● Exercise brief
Quote the listing in full, exactly as given, minus any pictures.

● Supplied material
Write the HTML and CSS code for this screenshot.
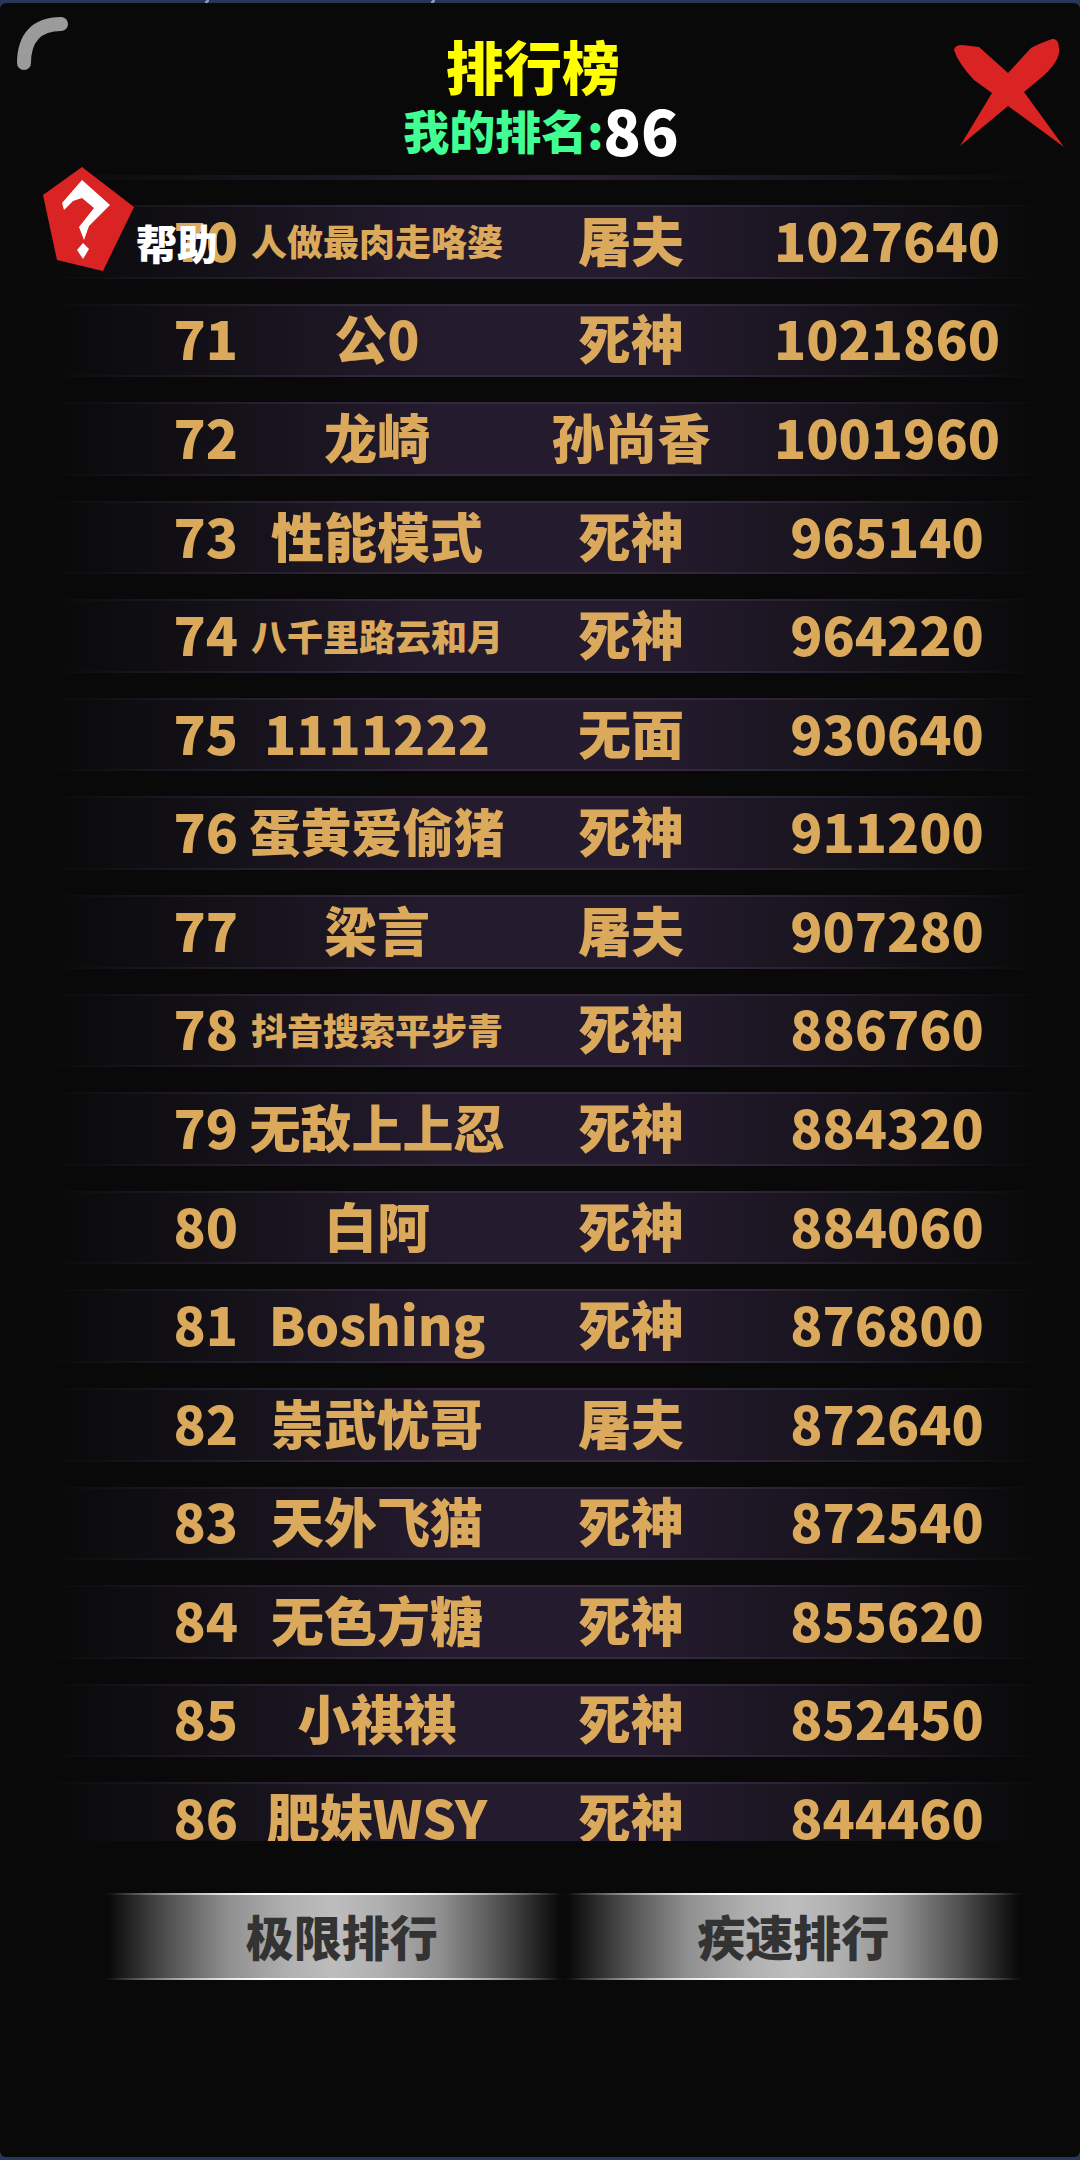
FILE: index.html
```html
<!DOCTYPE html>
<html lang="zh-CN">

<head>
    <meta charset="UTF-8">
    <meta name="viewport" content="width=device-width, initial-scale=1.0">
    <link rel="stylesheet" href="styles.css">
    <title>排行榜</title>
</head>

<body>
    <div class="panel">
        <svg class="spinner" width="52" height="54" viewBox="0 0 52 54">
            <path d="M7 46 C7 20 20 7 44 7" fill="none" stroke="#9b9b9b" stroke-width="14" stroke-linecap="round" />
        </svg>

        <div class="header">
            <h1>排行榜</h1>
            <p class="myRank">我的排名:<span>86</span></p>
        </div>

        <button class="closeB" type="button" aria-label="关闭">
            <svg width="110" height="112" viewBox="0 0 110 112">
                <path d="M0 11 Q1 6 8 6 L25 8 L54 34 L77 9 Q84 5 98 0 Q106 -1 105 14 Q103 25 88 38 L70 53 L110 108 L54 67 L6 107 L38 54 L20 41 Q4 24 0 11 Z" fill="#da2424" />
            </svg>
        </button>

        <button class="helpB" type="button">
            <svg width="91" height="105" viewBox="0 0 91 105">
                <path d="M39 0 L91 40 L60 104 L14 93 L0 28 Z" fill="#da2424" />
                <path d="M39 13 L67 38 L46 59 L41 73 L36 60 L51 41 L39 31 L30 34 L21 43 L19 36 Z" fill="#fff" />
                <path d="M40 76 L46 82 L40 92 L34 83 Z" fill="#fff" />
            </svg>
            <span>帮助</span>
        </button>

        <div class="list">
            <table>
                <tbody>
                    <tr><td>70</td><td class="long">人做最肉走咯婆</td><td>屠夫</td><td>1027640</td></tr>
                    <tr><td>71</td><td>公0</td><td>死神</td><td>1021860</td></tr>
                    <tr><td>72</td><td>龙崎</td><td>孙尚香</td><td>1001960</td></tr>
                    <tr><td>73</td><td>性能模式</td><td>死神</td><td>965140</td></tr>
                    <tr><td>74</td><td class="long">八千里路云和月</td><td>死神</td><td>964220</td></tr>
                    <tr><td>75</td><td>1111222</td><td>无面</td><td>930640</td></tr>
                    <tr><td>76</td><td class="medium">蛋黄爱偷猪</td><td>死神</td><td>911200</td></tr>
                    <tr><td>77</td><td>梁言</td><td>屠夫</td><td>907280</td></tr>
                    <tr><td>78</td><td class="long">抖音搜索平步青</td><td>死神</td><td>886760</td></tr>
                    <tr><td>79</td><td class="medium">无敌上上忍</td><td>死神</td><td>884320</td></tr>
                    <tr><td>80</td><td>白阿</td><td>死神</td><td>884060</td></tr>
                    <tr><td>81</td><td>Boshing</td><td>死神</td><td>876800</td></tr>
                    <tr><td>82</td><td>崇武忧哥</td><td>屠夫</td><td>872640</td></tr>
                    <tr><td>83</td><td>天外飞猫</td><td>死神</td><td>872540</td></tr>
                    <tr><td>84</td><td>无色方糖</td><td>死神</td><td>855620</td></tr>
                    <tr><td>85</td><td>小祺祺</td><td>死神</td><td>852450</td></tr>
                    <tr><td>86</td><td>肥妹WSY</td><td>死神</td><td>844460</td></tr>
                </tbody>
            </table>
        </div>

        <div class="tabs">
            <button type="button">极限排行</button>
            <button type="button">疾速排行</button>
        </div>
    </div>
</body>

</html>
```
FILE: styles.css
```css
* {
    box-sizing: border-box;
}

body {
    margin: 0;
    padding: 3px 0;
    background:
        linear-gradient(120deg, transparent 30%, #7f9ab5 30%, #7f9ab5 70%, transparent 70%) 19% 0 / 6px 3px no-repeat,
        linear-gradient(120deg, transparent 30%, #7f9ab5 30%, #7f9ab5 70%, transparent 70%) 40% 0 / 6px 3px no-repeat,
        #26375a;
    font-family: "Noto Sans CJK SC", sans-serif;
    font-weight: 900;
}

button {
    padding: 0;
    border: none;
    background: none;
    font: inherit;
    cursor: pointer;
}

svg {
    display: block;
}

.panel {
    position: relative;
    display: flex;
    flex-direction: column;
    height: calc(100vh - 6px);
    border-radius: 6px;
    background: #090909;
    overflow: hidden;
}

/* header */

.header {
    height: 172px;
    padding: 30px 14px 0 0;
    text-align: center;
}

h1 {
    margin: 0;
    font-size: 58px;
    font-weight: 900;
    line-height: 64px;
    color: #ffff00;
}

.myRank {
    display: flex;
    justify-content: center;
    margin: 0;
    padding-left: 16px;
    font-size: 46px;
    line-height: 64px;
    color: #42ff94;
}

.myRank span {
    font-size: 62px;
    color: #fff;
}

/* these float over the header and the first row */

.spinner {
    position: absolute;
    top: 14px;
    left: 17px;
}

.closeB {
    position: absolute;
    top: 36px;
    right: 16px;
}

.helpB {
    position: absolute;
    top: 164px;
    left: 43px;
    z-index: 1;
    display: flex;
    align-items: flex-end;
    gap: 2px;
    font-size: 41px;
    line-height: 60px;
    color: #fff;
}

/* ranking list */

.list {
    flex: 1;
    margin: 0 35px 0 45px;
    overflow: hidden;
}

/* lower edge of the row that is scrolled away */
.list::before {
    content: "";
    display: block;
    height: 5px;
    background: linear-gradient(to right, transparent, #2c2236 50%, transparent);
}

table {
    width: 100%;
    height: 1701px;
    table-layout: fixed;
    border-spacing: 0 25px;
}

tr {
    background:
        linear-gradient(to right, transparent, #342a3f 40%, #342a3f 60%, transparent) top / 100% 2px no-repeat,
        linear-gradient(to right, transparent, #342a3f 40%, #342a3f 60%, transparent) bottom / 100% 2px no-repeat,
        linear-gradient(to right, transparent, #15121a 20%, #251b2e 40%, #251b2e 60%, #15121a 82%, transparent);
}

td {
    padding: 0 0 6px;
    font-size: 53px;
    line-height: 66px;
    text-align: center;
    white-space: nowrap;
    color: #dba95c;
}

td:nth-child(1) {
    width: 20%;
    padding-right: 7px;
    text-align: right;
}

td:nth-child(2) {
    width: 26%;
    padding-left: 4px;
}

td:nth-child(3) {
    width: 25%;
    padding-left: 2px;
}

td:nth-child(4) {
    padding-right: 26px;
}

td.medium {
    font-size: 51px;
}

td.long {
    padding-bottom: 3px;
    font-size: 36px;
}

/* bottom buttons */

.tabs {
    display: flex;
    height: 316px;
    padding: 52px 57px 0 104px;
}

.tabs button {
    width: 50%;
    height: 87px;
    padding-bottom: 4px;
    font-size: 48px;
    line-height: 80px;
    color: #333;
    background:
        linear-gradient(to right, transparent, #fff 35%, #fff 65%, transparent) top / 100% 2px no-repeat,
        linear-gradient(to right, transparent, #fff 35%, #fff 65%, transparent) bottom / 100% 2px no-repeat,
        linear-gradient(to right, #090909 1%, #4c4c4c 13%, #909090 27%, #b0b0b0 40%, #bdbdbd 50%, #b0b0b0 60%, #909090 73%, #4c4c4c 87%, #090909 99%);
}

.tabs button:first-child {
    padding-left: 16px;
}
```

● Finished exercise
Write the HTML and CSS code for this screenshot.
FILE: index.html
```html
<!DOCTYPE html>
<html lang="zh-CN">

<head>
    <meta charset="UTF-8">
    <meta name="viewport" content="width=device-width, initial-scale=1.0">
    <link rel="stylesheet" href="styles.css">
    <title>排行榜</title>
</head>

<body>
    <div class="panel">
        <svg class="spinner" width="52" height="54" viewBox="0 0 52 54">
            <path d="M7 46 C7 20 20 7 44 7" fill="none" stroke="#9b9b9b" stroke-width="14" stroke-linecap="round" />
        </svg>

        <div class="header">
            <h1>排行榜</h1>
            <p class="myRank">我的排名:<span>86</span></p>
        </div>

        <button class="closeB" type="button" aria-label="关闭">
            <svg width="110" height="112" viewBox="0 0 110 112">
                <path d="M0 11 Q1 6 8 6 L25 8 L54 34 L77 9 Q84 5 98 0 Q106 -1 105 14 Q103 25 88 38 L70 53 L110 108 L54 67 L6 107 L38 54 L20 41 Q4 24 0 11 Z" fill="#da2424" />
            </svg>
        </button>

        <button class="helpB" type="button">
            <svg width="91" height="105" viewBox="0 0 91 105">
                <path d="M39 0 L91 40 L60 104 L14 93 L0 28 Z" fill="#da2424" />
                <path d="M39 13 L67 38 L46 59 L41 73 L36 60 L51 41 L39 31 L30 34 L21 43 L19 36 Z" fill="#fff" />
                <path d="M40 76 L46 82 L40 92 L34 83 Z" fill="#fff" />
            </svg>
            <span>帮助</span>
        </button>

        <div class="list">
            <table>
                <tbody>
                    <tr><td>70</td><td class="long">人做最肉走咯婆</td><td>屠夫</td><td>1027640</td></tr>
                    <tr><td>71</td><td>公0</td><td>死神</td><td>1021860</td></tr>
                    <tr><td>72</td><td>龙崎</td><td>孙尚香</td><td>1001960</td></tr>
                    <tr><td>73</td><td>性能模式</td><td>死神</td><td>965140</td></tr>
                    <tr><td>74</td><td class="long">八千里路云和月</td><td>死神</td><td>964220</td></tr>
                    <tr><td>75</td><td>1111222</td><td>无面</td><td>930640</td></tr>
                    <tr><td>76</td><td class="medium">蛋黄爱偷猪</td><td>死神</td><td>911200</td></tr>
                    <tr><td>77</td><td>梁言</td><td>屠夫</td><td>907280</td></tr>
                    <tr><td>78</td><td class="long">抖音搜索平步青</td><td>死神</td><td>886760</td></tr>
                    <tr><td>79</td><td class="medium">无敌上上忍</td><td>死神</td><td>884320</td></tr>
                    <tr><td>80</td><td>白阿</td><td>死神</td><td>884060</td></tr>
                    <tr><td>81</td><td>Boshing</td><td>死神</td><td>876800</td></tr>
                    <tr><td>82</td><td>崇武忧哥</td><td>屠夫</td><td>872640</td></tr>
                    <tr><td>83</td><td>天外飞猫</td><td>死神</td><td>872540</td></tr>
                    <tr><td>84</td><td>无色方糖</td><td>死神</td><td>855620</td></tr>
                    <tr><td>85</td><td>小祺祺</td><td>死神</td><td>852450</td></tr>
                    <tr><td>86</td><td>肥妹WSY</td><td>死神</td><td>844460</td></tr>
                </tbody>
            </table>
        </div>

        <div class="tabs">
            <button type="button">极限排行</button>
            <button type="button">疾速排行</button>
        </div>
    </div>
</body>

</html>
```
FILE: styles.css
```css
* {
    box-sizing: border-box;
}

body {
    margin: 0;
    padding: 3px 0;
    background:
        linear-gradient(120deg, transparent 30%, #7f9ab5 30%, #7f9ab5 70%, transparent 70%) 19% 0 / 6px 3px no-repeat,
        linear-gradient(120deg, transparent 30%, #7f9ab5 30%, #7f9ab5 70%, transparent 70%) 40% 0 / 6px 3px no-repeat,
        #26375a;
    font-family: "Noto Sans CJK SC", sans-serif;
    font-weight: 900;
}

button {
    padding: 0;
    border: none;
    background: none;
    font: inherit;
    cursor: pointer;
}

svg {
    display: block;
}

.panel {
    position: relative;
    display: flex;
    flex-direction: column;
    height: calc(100vh - 6px);
    border-radius: 6px;
    background: #090909;
    overflow: hidden;
}

/* header */

.header {
    height: 172px;
    padding: 30px 14px 0 0;
    text-align: center;
}

h1 {
    margin: 0;
    font-size: 58px;
    font-weight: 900;
    line-height: 64px;
    color: #ffff00;
}

.myRank {
    display: flex;
    justify-content: center;
    margin: 0;
    padding-left: 16px;
    font-size: 46px;
    line-height: 64px;
    color: #42ff94;
}

.myRank span {
    font-size: 62px;
    color: #fff;
}

/* these float over the header and the first row */

.spinner {
    position: absolute;
    top: 14px;
    left: 17px;
}

.closeB {
    position: absolute;
    top: 36px;
    right: 16px;
}

.helpB {
    position: absolute;
    top: 164px;
    left: 43px;
    z-index: 1;
    display: flex;
    align-items: flex-end;
    gap: 2px;
    font-size: 41px;
    line-height: 60px;
    color: #fff;
}

/* ranking list */

.list {
    flex: 1;
    margin: 0 35px 0 45px;
    overflow: hidden;
}

/* lower edge of the row that is scrolled away */
.list::before {
    content: "";
    display: block;
    height: 5px;
    background: linear-gradient(to right, transparent, #2c2236 50%, transparent);
}

table {
    width: 100%;
    height: 1701px;
    table-layout: fixed;
    border-spacing: 0 25px;
}

tr {
    background:
        linear-gradient(to right, transparent, #342a3f 40%, #342a3f 60%, transparent) top / 100% 2px no-repeat,
        linear-gradient(to right, transparent, #342a3f 40%, #342a3f 60%, transparent) bottom / 100% 2px no-repeat,
        linear-gradient(to right, transparent, #15121a 20%, #251b2e 40%, #251b2e 60%, #15121a 82%, transparent);
}

td {
    padding: 0 0 6px;
    font-size: 53px;
    line-height: 66px;
    text-align: center;
    white-space: nowrap;
    color: #dba95c;
}

td:nth-child(1) {
    width: 20%;
    padding-right: 7px;
    text-align: right;
}

td:nth-child(2) {
    width: 26%;
    padding-left: 4px;
}

td:nth-child(3) {
    width: 25%;
    padding-left: 2px;
}

td:nth-child(4) {
    padding-right: 26px;
}

td.medium {
    font-size: 51px;
}

td.long {
    padding-bottom: 3px;
    font-size: 36px;
}

/* bottom buttons */

.tabs {
    display: flex;
    height: 316px;
    padding: 52px 57px 0 104px;
}

.tabs button {
    width: 50%;
    height: 87px;
    padding-bottom: 4px;
    font-size: 48px;
    line-height: 80px;
    color: #333;
    background:
        linear-gradient(to right, transparent, #fff 35%, #fff 65%, transparent) top / 100% 2px no-repeat,
        linear-gradient(to right, transparent, #fff 35%, #fff 65%, transparent) bottom / 100% 2px no-repeat,
        linear-gradient(to right, #090909 1%, #4c4c4c 13%, #909090 27%, #b0b0b0 40%, #bdbdbd 50%, #b0b0b0 60%, #909090 73%, #4c4c4c 87%, #090909 99%);
}

.tabs button:first-child {
    padding-left: 16px;
}
```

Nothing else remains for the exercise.